Solo in questi ultimi anni, l'immensa distanza esistente dal corpo dei malati al cuore della politica e l'incuranza della prassi medico-amministrativa corrente per quel diritto fondamentale sono state più volte percorse e colmate dai passi da giganti di pochi uomini determinati e coraggiosi: Luca Coscioni, Piero Welby, Beppino Englaro.
Sulle loro impronte anche noi possiamo andare su quel sentiero di libertà, verso il cuore della politica, con semplici atti di responsabilità individuale.
E' questa l'origine dell'idea di affidare il testamento biologico ai nostri sindaci, vale a dire, trovare il modo di tradurre quei difficili e sofferti passi in atti semplici, responsabili e individuali, con pratiche diffuse e alla portata di tutti, di noi cittadini verso le autorità più prossime: i sindaci dei nostri comuni ai quali è stato assegnato il compito di rappresentare la Repubblica Italiana.
Queste “buone pratiche”, proprio perché sono opera di giganti, non hanno bisogno di solidarietà o atti di semplice responsabilità individuale.
Semplici pratiche civiche di buon senso, per riaffermare lo stesso diritto di libertà chiesto per Eluana Englaro.
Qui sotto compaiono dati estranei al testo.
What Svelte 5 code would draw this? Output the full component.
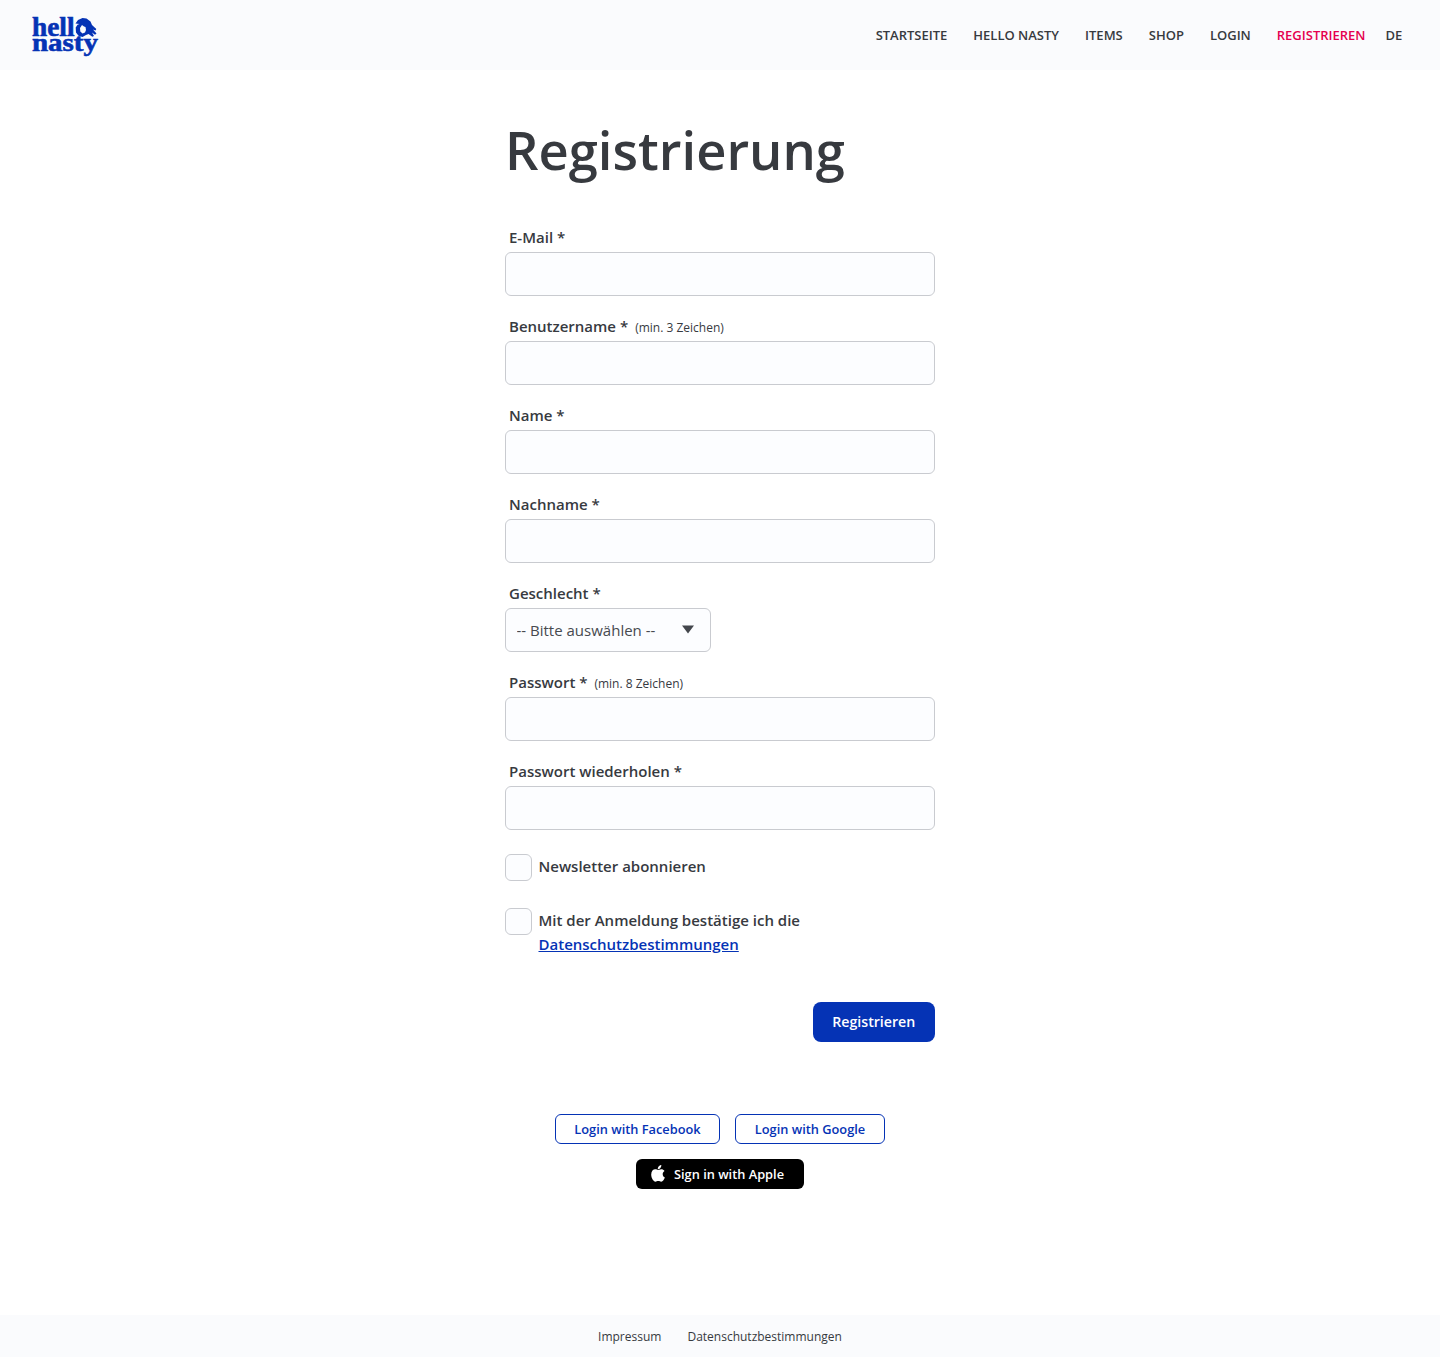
<script>
  const nav = ['Startseite', 'Hello Nasty', 'Items', 'Shop', 'Login', 'Registrieren'];
  const fields = [
    { id: 'email', label: 'E-Mail *', type: 'email' },
    { id: 'username', label: 'Benutzername *', hint: '(min. 3 Zeichen)', type: 'text' },
    { id: 'name', label: 'Name *', type: 'text' },
    { id: 'surname', label: 'Nachname *', type: 'text' },
    { id: 'gender', label: 'Geschlecht *', type: 'select' },
    { id: 'password', label: 'Passwort *', hint: '(min. 8 Zeichen)', type: 'password' },
    { id: 'repeat', label: 'Passwort wiederholen *', type: 'password' }
  ];
</script>

<div class="page">
  <header>
    <a class="logo" href="#home" aria-label="hello nasty">
      <svg width="70" height="44" viewBox="0 0 70 44">
        <text x="2" y="21.700" textLength="42.500" lengthAdjust="spacingAndGlyphs">hell</text>
        <text class="lower" x="2" y="37" textLength="66" lengthAdjust="spacingAndGlyphs">nasty</text>
        <path fill-rule="evenodd" d="M45.500 9.500 L48 6 L52.500 4 L56.500 4.500 L60.500 7.500 L62 11 L66.300 15 L65.500 16.500 L63 15.500 L66.500 19.500 L65 20.800 L62 18.500 L64 22 L62.300 22.800 L58.500 20 L56 21 L52.500 23 L48.500 21.800 L46 18.500 L45.700 13.500 L47.500 10.800 L49.500 10 Z M52 11 L50 14 L50.300 17.500 L52.500 19.500 L55 18.500 L56 16 L55.500 13 L54 12.500 Z"/>
      </svg>
    </a>
    <nav>
      {#each nav as item, i}
        <a href="#top" class:active={i === nav.length - 1}>{item}</a>
      {/each}
      <a href="#top" class="lang">DE</a>
    </nav>
  </header>

  <main>
    <h1>Registrierung</h1>
    <form>
      {#each fields as f}
        <div class="field">
          <label for={f.id}>{f.label}{#if f.hint}<small>{f.hint}</small>{/if}</label>
          {#if f.type === 'select'}
            <div class="select">
              <select id={f.id}><option>-- Bitte auswählen --</option></select>
              <svg width="12" height="9" viewBox="0 0 12 9"><path d="M0 0.500H12L6 8.500Z" /></svg>
            </div>
          {:else}
            <input id={f.id} type={f.type} />
          {/if}
        </div>
      {/each}
      <label class="check first"><input type="checkbox" /><span>Newsletter abonnieren</span></label>
      <label class="check second"><input type="checkbox" /><span>Mit der Anmeldung bestätige ich die<br /><a href="#privacy">Datenschutzbestimmungen</a></span></label>
      <button class="submit" type="button">Registrieren</button>
    </form>
    <div class="social">
      <div class="row">
        <button type="button" class="facebook">Login with Facebook</button>
        <button type="button" class="google">Login with Google</button>
      </div>
      <button type="button" class="apple">
        <svg width="14" height="17" viewBox="0 0 14 17"><path d="M10.300 0C10.400 1.400 9.900 2.500 9.200 3.200 8.500 4 7.600 4.300 6.800 4.200 6.700 3 7.200 1.900 7.900 1.200 8.600 .5 9.500 .1 10.300 0ZM7 5C7.700 5 8.700 4.200 10.200 4.200 11.500 4.200 12.900 4.900 13.500 5.900 12.200 6.800 11.700 7.900 11.700 9.200 11.700 10.800 12.500 12 13.900 12.500 13.300 14 11.800 16.700 10.200 16.700 9.100 16.700 8.600 16 7.300 16 6 16 5.500 16.700 4.400 16.700 2.600 16.700 .2 13.200 .2 9.600 .2 6.100 2.200 4.300 4.200 4.300 5.500 4.300 6.300 5 7 5Z" /></svg>
        Sign in with Apple
      </button>
    </div>
  </main>

  <footer><a href="#imprint">Impressum</a><a href="#privacy">Datenschutzbestimmungen</a></footer>
</div>

<style>
  :global(body) { margin: 0; background: #fff; }
  .page {
    min-height: 1357px;
    display: flex;
    flex-direction: column;
    font-family: 'Open Sans', sans-serif;
    font-weight: 600;
    color: #373a3f;
  }
  .page * { box-sizing: border-box; }
  a { color: inherit; text-decoration: none; }
  header {
    height: 70px;
    background: #fafbfd;
    display: flex;
    justify-content: space-between;
    padding: 14px 37.7px 0 30px;
  }
  .logo svg { display: block; overflow: visible; fill: #0533b5; }
  .logo text {
    font: bold 27px 'Liberation Serif', serif;
    stroke: #0533b5;
    stroke-width: 0.6px;
  }
  .logo .lower { font-size: 26px; }
  nav {
    display: flex;
    gap: 26px;
    font-size: 13px;
    line-height: 20px;
    text-transform: uppercase;
    padding-top: 11px;
  }
  .active { color: #e5004f; }
  .lang { margin-left: -6px; }
  main { width: 430px; margin: 0 auto; flex: 1; }
  h1 {
    margin: 40px 0 36px;
    font-size: 52.5px;
    line-height: 80px;
    font-weight: 600;
  }
  form { display: flex; flex-direction: column; }
  .field { height: 89px; }
  .field label {
    display: block;
    height: 26px;
    font-size: 15px;
    line-height: 22px;
    padding-left: 4px;
  }
  small { font-size: 12px; font-weight: 400; margin-left: 7px; }
  input, select {
    appearance: none;
    display: block;
    margin: 0;
    width: 100%;
    height: 44px;
    border: 1px solid #c9cbd0;
    border-radius: 6px;
    background: #fcfdff;
    outline: none;
  }
  .select { position: relative; width: 206px; }
  select { font: 400 15px 'Open Sans', sans-serif; color: #474a4f; padding: 0 10.5px; }
  .select svg { position: absolute; right: 17px; top: 17px; fill: #43464c; pointer-events: none; }
  .check { display: flex; gap: 7px; font-size: 15px; line-height: 24px; }
  .check input { width: 26.5px; height: 26.5px; flex: none; }
  .first { height: 27px; margin-top: 5px; }
  .second { margin-top: 27px; }
  .check a { color: #0533b5; text-decoration: underline; }
  button { font: 600 12.8px 'Open Sans', sans-serif; cursor: pointer; padding: 0; }
  .submit {
    align-self: flex-end;
    width: 122.5px;
    height: 40px;
    margin-top: 46px;
    padding-bottom: 2px;
    border: 0;
    border-radius: 8px;
    background: #0533b5;
    color: #fff;
    font-size: 14.2px;
  }
  .social { display: flex; flex-direction: column; align-items: center; gap: 15px; margin-top: 72px; }
  .row { display: flex; gap: 15px; }
  .row button { height: 30px; border: 1px solid #0533b5; border-radius: 6px; color: #0533b5; background: #fff; }
  .facebook { width: 165px; }
  .google { width: 150px; }
  .apple {
    width: 168px;
    height: 30px;
    border: 0;
    border-radius: 6px;
    background: #000;
    color: #fff;
    display: flex;
    align-items: center;
    padding-left: 15px;
    gap: 9px;
  }
  .apple svg { fill: #fff; margin-bottom: 2px; }
  footer {
    height: 42px;
    background: #fafbfd;
    display: flex;
    justify-content: center;
    gap: 26px;
    font-size: 12px;
    font-weight: 400;
    line-height: 44px;
  }
</style>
Per lei e per noi tutti dobbiamo ricordare alle autorità, ad incominciare dai sindaci, che non possono ignorare quel trattamento sanitario coatto inferto a Eluana Englaro. Se dopo sedici anni si è ancora in attesa che la politica prenda atto di ciò che avviene, senza regole né leggi, allora si deve considerare il fatto che siamo di fronte, invece, ad un normale caso di prassi medico-amministrativa, ad una fattispecie molto prossima a quei crimini contro l'umanità già condannati dalla storia, avendo ormai da tempo e di gran lunga oltrepassato quei limiti imposti dal rispetto della persona umana. Una fattispecie che comprende anche il reato di tortura, non a caso anch'esso ignorato dal codice penale italiano nonostante che il Parlamento abbia ratificato già da vent'anni la Convenzione ONU sull'inviolabilità dei diritti fondamentali dell'uomo.
Il caso specifico, proprio perché in corso da sedici anni, è ormai avulso dalla vita quotidiana cittadina e, salvo qualche eccezione, ignorato se non emergesse di tanto in tanto, tra il fastidio e l'incomprensione delle autorità pubbliche supportate dall'ostracismo giudiziario, l'irriducibile volontà di Beppino Englaro di ottenere il rispetto e la libertà per la figlia Eluana.
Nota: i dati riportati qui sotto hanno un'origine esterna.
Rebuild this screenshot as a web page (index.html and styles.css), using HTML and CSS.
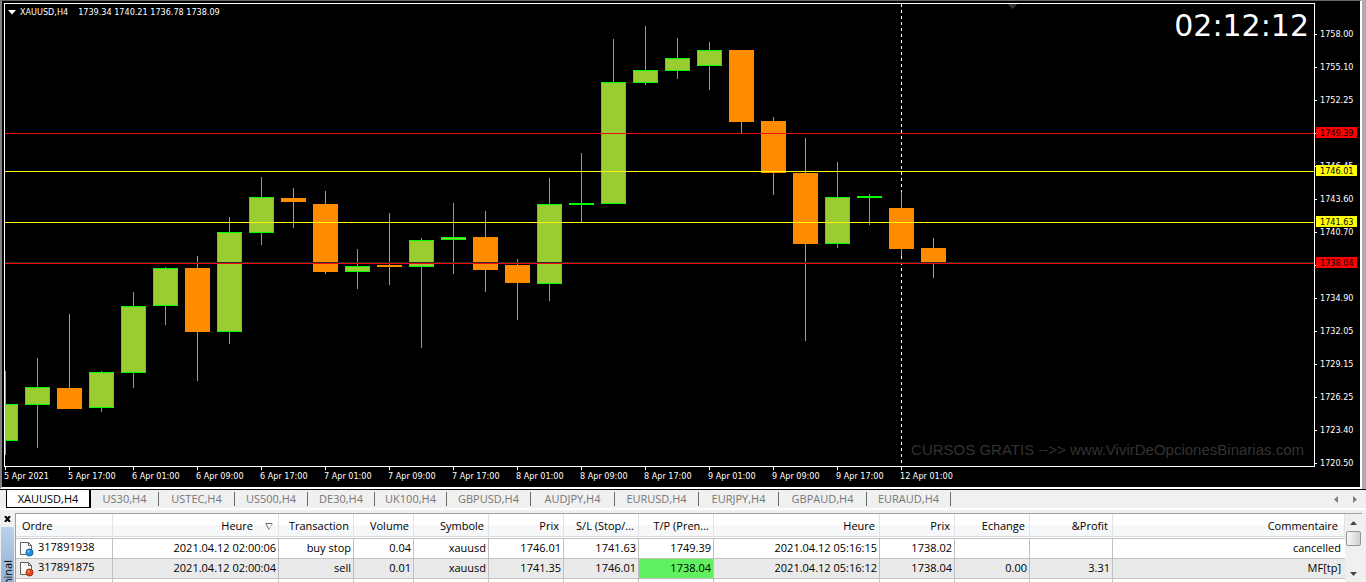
FILE: index.html
```html
<!DOCTYPE html>
<html lang="fr">
<head>
<meta charset="utf-8">
<title>XAUUSD,H4</title>
<link rel="stylesheet" href="styles.css">
</head>
<body>
<main class="chart-window">
  <div class="chart">
    <section class="plot">
      <svg class="plot-canvas" aria-label="XAUUSD H4">
        <g transform="translate(-5 -4)" shape-rendering="crispEdges">
          <path class="period" d="M901.5 4V466"/>
          <path class="marker" d="M1007 4h10l-5 5z"/>
          <g id="candles"></g>
        </g>
        <g shape-rendering="crispEdges">
          <rect class="stop" y="129" width="100%" height="1"/>
          <rect class="order" y="167" width="100%" height="1"/>
          <rect class="order" y="218" width="100%" height="1"/>
          <rect class="bid" y="258" width="100%" height="1"/>
          <rect class="stop" y="259" width="100%" height="1"/>
        </g>
      </svg>
      <h1 class="quote"><svg width="8" height="5"><path d="M0 0h8L4 4.500z"/></svg><span>XAUUSD,H4</span><span>1739.34 1740.21 1736.78 1738.09</span></h1>
      <div class="clock">02:12:12</div>
      <div class="watermark">CURSOS GRATIS --&gt;&gt; www.VivirDeOpcionesBinarias.com</div>
    </section>
    <aside class="prices">
      <ol class="scale">
        <li>1758.00</li><li>1755.10</li><li>1752.25</li><li>1749.35</li><li>1746.45</li><li>1743.60</li><li>1740.70</li><li>1737.80</li><li>1734.90</li><li>1732.05</li><li>1729.15</li><li>1726.25</li><li>1723.40</li><li>1720.50</li>
      </ol>
      <span class="tag red" style="top:124px">1749.39</span>
      <span class="tag yellow" style="top:162px">1746.01</span>
      <span class="tag yellow" style="top:213px">1741.63</span>
      <span class="tag red" style="top:254px">1738.04</span>
    </aside>
    <ol class="times">
      <li>5 Apr 2021</li><li>5 Apr 17:00</li><li>6 Apr 01:00</li><li>6 Apr 09:00</li><li>6 Apr 17:00</li><li>7 Apr 01:00</li><li>7 Apr 09:00</li><li>7 Apr 17:00</li><li>8 Apr 01:00</li><li>8 Apr 09:00</li><li>8 Apr 17:00</li><li>9 Apr 01:00</li><li>9 Apr 09:00</li><li>9 Apr 17:00</li><li>12 Apr 01:00</li>
    </ol>
  </div>
</main>
<nav class="tabbar">
  <div class="tabs">
    <button class="tab active">XAUUSD,H4</button><button class="tab">US30,H4</button><button class="tab">USTEC,H4</button><button class="tab">US500,H4</button><button class="tab">DE30,H4</button><button class="tab">UK100,H4</button><button class="tab">GBPUSD,H4</button><button class="tab">AUDJPY,H4</button><button class="tab">EURUSD,H4</button><button class="tab">EURJPY,H4</button><button class="tab">GBPAUD,H4</button><button class="tab">EURAUD,H4</button>
  </div>
  <div class="tab-scroll">
    <button aria-label="Précédent"><svg width="4" height="7"><path d="M4 0v7L0 3.500z"/></svg></button>
    <button aria-label="Suivant"><svg width="4" height="7"><path d="M0 0v7l4-3.500z"/></svg></button>
  </div>
</nav>
<section class="terminal">
  <div class="dock">
    <button class="close" aria-label="Fermer"><svg width="7" height="6"><path d="M1 0l5 6M6 0L1 6"/></svg></button>
    <div class="dock-title"><span>Terminal</span></div>
  </div>
  <div class="table-area">
    <table class="orders">
      <colgroup><col class="w97"><col class="w166"><col class="w75"><col class="w60"><col class="w75"><col class="w75"><col class="w75"><col class="w75"><col class="w166"><col class="w75"><col class="w75"><col class="w83"><col></colgroup>
      <thead>
        <tr><th class="left">Ordre</th><th>Heure<svg class="sort" width="8" height="7"><path d="M.5.500h7M1 1l3 5.500"/><path class="light" d="M7 1L4 6.500"/></svg></th><th>Transaction</th><th>Volume</th><th>Symbole</th><th>Prix</th><th>S/L (Stop/...</th><th>T/P (Pren...</th><th>Heure</th><th>Prix</th><th>Echange</th><th>&amp;Profit</th><th>Commentaire</th></tr>
      </thead>
      <tbody>
        <tr><td class="left"><svg class="doc" width="15" height="16"><path class="paper" d="M1.500 1.500h8l3 3v9h-11z"/><path class="fold" d="M9.500 1.500v3h3"/><circle cx="10.500" cy="11.500" r="3.500" fill="#1b93de" stroke="#0b62a8"/><circle cx="9.500" cy="10.500" r="1" fill="#a9dcfa"/></svg>317891938</td><td>2021.04.12 02:00:06</td><td>buy stop</td><td>0.04</td><td>xauusd</td><td>1746.01</td><td>1741.63</td><td>1749.39</td><td>2021.04.12 05:16:15</td><td>1738.02</td><td></td><td></td><td>cancelled</td></tr>
        <tr><td class="left"><svg class="doc" width="15" height="16"><path class="paper" d="M1.500 1.500h8l3 3v9h-11z"/><path class="fold" d="M9.500 1.500v3h3"/><circle cx="10.500" cy="11.500" r="3.500" fill="#e2461c" stroke="#a92b0a"/><circle cx="9.500" cy="10.500" r="1" fill="#fbb79c"/></svg>317891875</td><td>2021.04.12 02:00:04</td><td>sell</td><td>0.01</td><td>xauusd</td><td>1741.35</td><td>1746.01</td><td class="hit">1738.04</td><td>2021.04.12 05:16:12</td><td>1738.04</td><td>0.00</td><td>3.31</td><td>MF[tp]</td></tr>
        <tr><td class="left"><svg class="doc" width="15" height="16"><path class="paper" d="M1.500 1.500h8l3 3v9h-11z"/></svg></td><td></td><td></td><td></td><td></td><td></td><td></td><td></td><td></td><td></td><td></td><td></td><td></td></tr>
      </tbody>
    </table>
  </div>
  <div class="scrollbar">
    <button aria-label="Haut"><svg width="7" height="4"><path d="M0 4h7L3.500 0z"/></svg></button>
    <div class="thumb"></div>
    <button class="down" aria-label="Bas"><svg width="7" height="4"><path d="M0 0h7L3.500 4z"/></svg></button>
  </div>
</section>
<script src="chart.js"></script>
</body>
</html>
```
FILE: chart.js
```js
// [direction, wick top, wick bottom, body top, body bottom]
const candles = [
  ["up",371,455,404,441],["up",358,448,387,405],["down",314,409,388,409],["up",371,412,372,408],
  ["up",292,388,306,373],["up",267,325,268,306],["down",256,381,268,332],["up",217,344,232,332],
  ["up",177,245,197,233],["down",188,228,198,202],["down",191,274,204,272],["up",249,289,266,272],
  ["down",213,285,265,267],["up",238,348,240,267],["up",203,274,237,240],["down",211,292,237,270],
  ["down",259,320,265,283],["up",178,301,204,284],["up",153,222,203,205],["up",39,204,82,204],
  ["up",26,85,70,83],["up",38,79,58,71],["up",42,90,50,66],["down",50,133,50,122],
  ["down",117,195,121,173],["down",138,341,173,244],["up",162,248,197,244],["up",194,225,196,198],
  ["down",192,256,208,249],["down",238,278,248,263]
];
const STEP = 32;
const HALF = 12;
const layer = document.getElementById("candles");

function addRect(name, x, y, width, height) {
  const rect = document.createElementNS("http://www.w3.org/2000/svg", "rect");
  rect.setAttribute("class", name);
  rect.setAttribute("x", x);
  rect.setAttribute("y", y);
  rect.setAttribute("width", width);
  rect.setAttribute("height", height);
  layer.appendChild(rect);
}

candles.forEach(([kind, high, low, top, bottom], i) => {
  const x = 5 + i * STEP;
  addRect("edge-" + kind, x, high, 1, low - high);
  addRect("edge-" + kind, x - HALF, top, HALF * 2 + 1, bottom - top);
  if (kind === "up" && bottom - top > 2) {
    addRect("fill-up", x - HALF + 1, top + 1, HALF * 2 - 1, bottom - top - 2);
  }
});
```
FILE: styles.css
```css
* { box-sizing: border-box; }
body {
  margin: 0;
  height: 100vh;
  display: flex;
  flex-direction: column;
  overflow: hidden;
  background: #f0f0f0;
  color: #000;
  font-family: "Open Sans", "Noto Sans", sans-serif;
  font-size: 11px;
}
button { border: 0; padding: 0; margin: 0; background: none; font: inherit; color: inherit; }
ol { list-style: none; margin: 0; padding: 0; }

.chart-window {
  flex: 1;
  min-height: 0;
  padding-right: 4px;
  background: #adadad;
  border-bottom: 1px solid #000;
}
.chart {
  height: 100%;
  display: grid;
  grid-template-columns: minmax(0, 1fr) 45px;
  grid-template-rows: minmax(0, 1fr) 20px;
  padding: 2px 0 0 2px;
  background: #000;
  color: #fff;
  border-top: 1px solid #696969;
  border-left: 2px solid #808080;
  border-right: 2px solid #fff;
  border-bottom: 2px solid #fff;
  font-family: "DejaVu Sans Condensed", "DejaVu Sans", sans-serif;
  font-stretch: condensed;
  font-size: 9px;
}
.plot { position: relative; border: 1px solid #fff; overflow: hidden; }
.plot-canvas { display: block; width: 100%; height: 100%; }
.period { stroke: #fff; stroke-dasharray: 3 3; }
.marker { fill: #333; }
.edge-up { fill: #0f0; }
.edge-down { fill: #ff8c00; }
.fill-up { fill: #9acd32; }
.stop { fill: #f00a0a; }
.order { fill: #ff0; }
.bid { fill: #2c2c2e; }
.quote {
  position: absolute;
  top: 2px;
  left: 3px;
  display: flex;
  align-items: center;
  gap: 4px;
  margin: 0;
  font-size: 9px;
  font-weight: 400;
  line-height: 12px;
}
.quote svg { fill: #fff; }
.quote span + span { padding-left: 6px; }
.clock {
  position: absolute;
  top: 4px;
  right: 5px;
  font-family: "DejaVu Sans", sans-serif;
  font-stretch: normal;
  font-size: 30px;
  line-height: 36px;
}
.watermark {
  position: absolute;
  right: 10px;
  bottom: 6px;
  color: #333;
  font-family: "Liberation Sans", sans-serif;
  font-size: 15px;
  line-height: 20px;
}
.prices { position: relative; }
.scale { padding-top: 15px; line-height: 13px; }
.scale li { display: flex; align-items: center; gap: 3px; height: 33px; }
.scale li::before { content: ""; width: 2px; height: 1px; background: #fff; }
.tag {
  position: absolute;
  left: 1px;
  width: 41px;
  height: 11px;
  padding-left: 4px;
  line-height: 12px;
  color: #000;
}
.red { background: #f00; }
.yellow { background: #ff0; }
.times { grid-column: 1 / -1; display: flex; }
.times li { flex: none; width: 64px; line-height: 12px; white-space: nowrap; }
.times li::before { content: ""; display: block; width: 1px; height: 3px; margin-left: 1px; background: #fff; }

.tabbar {
  flex: none;
  display: flex;
  justify-content: space-between;
  height: 20px;
  padding-left: 6px;
  border-bottom: 2px solid #fff;
}
.tabs {
  display: grid;
  grid-template-columns: 85px 68px 76px 73px 67px 72px 84px 84px 84px 80px 88px 84px;
  align-items: center;
}
.tab { height: 14px; line-height: 14px; border-right: 1px solid #696969; color: #767676; white-space: nowrap; }
.tab.active { height: 18px; border: 1px solid #000; border-top: 0; border-right-width: 2px; background: #fff; color: #000; }
.tab-scroll { display: flex; align-items: center; gap: 15px; padding-right: 9px; }
.tab-scroll button { display: flex; }
.tab-scroll svg { fill: #808080; }

.terminal { flex: none; display: flex; height: 72px; padding: 3px 4px 0 0; overflow: hidden; }
.dock { width: 15px; display: flex; flex-direction: column; }
.close { display: flex; align-items: center; justify-content: center; height: 14px; padding-bottom: 3px; }
.close svg { fill: none; stroke: #000; stroke-width: 2; }
.dock-title { flex: 1; min-height: 0; margin: 0 1px; background: linear-gradient(#bbd2ec, #91b0d4); overflow: hidden; }
.dock-title span { display: block; writing-mode: vertical-rl; transform: rotate(180deg); line-height: 13px; padding-bottom: 33px; }
.table-area { flex: 1; min-width: 0; overflow: hidden; background: #fff; border-top: 1px solid #a0a0a0; border-left: 1px solid #a0a0a0; }
.orders { width: 100%; table-layout: fixed; border-collapse: separate; border-spacing: 0; }
.w60 { width: 60px; }
.w75 { width: 75px; }
.w83 { width: 83px; }
.w97 { width: 97px; }
.w166 { width: 166px; }
.orders th, .orders td { text-align: right; white-space: nowrap; overflow: hidden; font-weight: 400; }
.orders th {
  height: 25px;
  padding: 0 4px 0 0;
  line-height: 18px;
  border-right: 1px solid #e2e3e5;
  border-bottom: 1px solid #c0c0c0;
  background: linear-gradient(#fff 0 45%, #f6f7f9 45% 90%, #d9dbde 90% 94%, #fff 94%);
}
.orders th:last-child { padding-right: 6px; }
.orders td {
  height: 20px;
  padding: 0 2px 1px 0;
  line-height: 16px;
  border-right: 1px solid #c0c0c0;
  border-bottom: 1px solid #c0c0c0;
}
.orders td:last-child { padding-right: 4px; border-right: 0; }
.orders tbody tr:nth-child(2) { background: #eaeaea; }
.orders .hit { background: #60f060; }
.orders th.left { text-align: left; padding-left: 6px; }
.orders td.left { text-align: left; padding-left: 3px; }
.doc { vertical-align: middle; margin-right: 4px; }
.paper { fill: #fafafa; stroke: #606060; }
.fold { fill: none; stroke: #606060; }
.sort { margin: 0 1px 0 12px; fill: none; stroke: #666; }
.sort .light { stroke: #bbb; }
.scrollbar { width: 17px; display: flex; flex-direction: column; align-items: center; border-top: 1px solid #a0a0a0; background: #f0f0f0; }
.scrollbar button { display: flex; align-items: center; justify-content: center; height: 17px; }
.scrollbar svg { fill: #444; }
.scrollbar .down { margin-top: 19px; }
.thumb { width: 15px; height: 15px; border: 1px solid #959595; border-radius: 2px; background: linear-gradient(90deg, #f5f5f5, #e4e4e4 50%, #cfcfcf); }
```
Un rispetto di valenza costituzionale che impone limiti definiti e propri della singola persona, o di chi ne fa le veci, non a caso indefiniti e non dettagliati dalla legge ordinaria, ma che nessuno e nemmeno una futura legge può violare.
Si denuncia e si espone alla politica questa moderna fattispecie criminosa per la sua peculiare normalità e per la totale distrazione pubblica in cui avviene ed è nascosta. Mentre si moltiplicano altri protocolli medici e altre prassi amministrativo-finanziarie con il potere, extra legem, di gestire corpi senza futuro umano che non hanno capacità d'intendere e di dare il consenso alle cure, senza rappresentanti di fiducia per tale scopo. Il potere di creare un Limbo reale senza l'autorità di definire quei limiti imposti dal rispetto universale della persona umana.
Il rispetto della nostra persona va, perciò, imposto preventivamente affidando all’autorità del sindaco il nostro testamento biologico. E’ la via più breve ed il minimo che si può fare per arrivare velocemente al più vicino cuore della politica.